As a theme, landscapes predominate at the current “Brushstrokes” exhibit, comprising about a fourth of the 48 entries.
The Blue-Ribbon winner, however, is more of a “roadscape.”
Tim Jouet’s First Place acrylic, “Turn 1 (Laguna Seca),” is a bird’s-eye view of a curved turnout and roadway filling most of the large canvas.

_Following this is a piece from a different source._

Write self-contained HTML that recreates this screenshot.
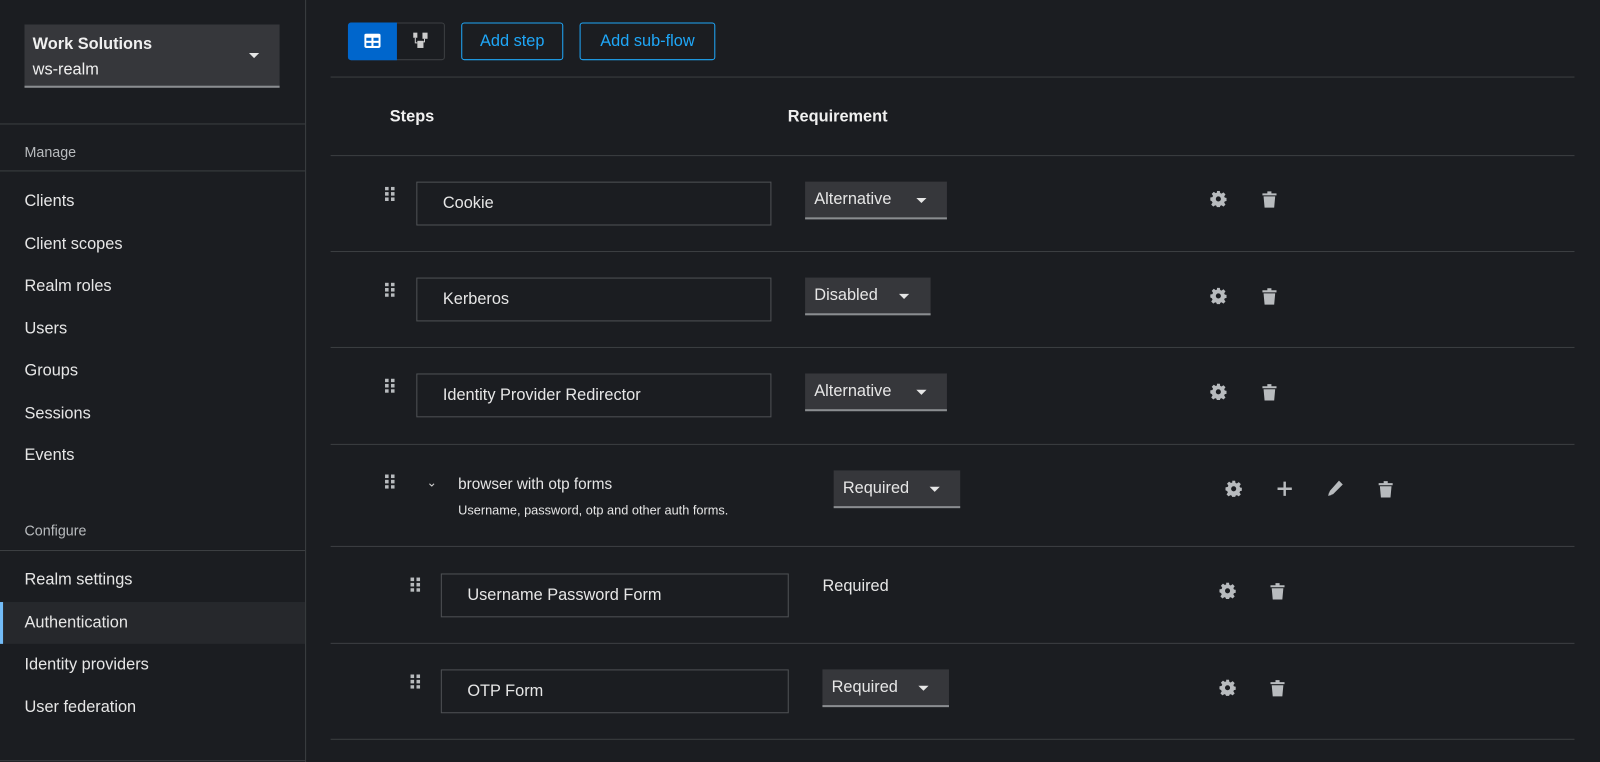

The Oil Pastel Acrylic Group, under the umbrella of the San Luis Obispo Museum of Art, bestowed $1,100 in prize money. Jouet won the $500 Mary Turnbull award for his painting. He initially put a race car in the painting, but it looked like a toy, so he removed it, he said. “Once I did that, I was happy with it.” He used a large, fairly dry brush on the rough surface of a second-hand canvas, then scrubbed it to bring out the texture. The Monterey racetrack is hot and dusty, with nary a whiff of ocean air, said Jouet. “It smells like burned rubber and fuel,” which he believes his painting captures.
Jouet, who has been creating art since he and his wife moved here from the Bay Area in1989, seldom joins groups but he hooked up with OPAG last year. Although he does some paintings, ranging from detailed intricate work to stylized trees to the occasional portrait, he mostly works with foam, resin, wood, tacks and found objects for his constructions. For his “Dead Surfboards” series, Jouet used a jigsaw on battered surfboards, painting the spine-like results. A surfer and bicyclist, Jouet has his hands full taking care of his 4-year-old daughter while his wife runs a salon.
Brushstrokes juror David Limrite selected Jeanette Wolff’s mixed-media collage “Cats in La La Land” for the $300 second place.
Carol Timson Ball’s soft pastel “Magnificent Oak” took the $200 third place. The $50 honorable mention awards went to Gregory McIntosh for his gouache and pastel “Seer” and Ginger Toomer for her pastel “Rain’s Coming.”
Powerlines are not a usual subject, but they’re featured in two oil paintings, Barbara Rosenthal’s “Gaviota Line Dance” and Theresa Griswold’s “Bold and Boulder.”
Figures show up in a rafting scene in Jim Carlisle’s “Wild River Ride” and Stuart Denker’s “Danza de Las Plumas.” Abstracts, seascapes, florals, and various critters, ranging from doves to koi, make up the rest of the offerings. And if there is a category for accessories, then a painting of hats and one of shoes are a good fit.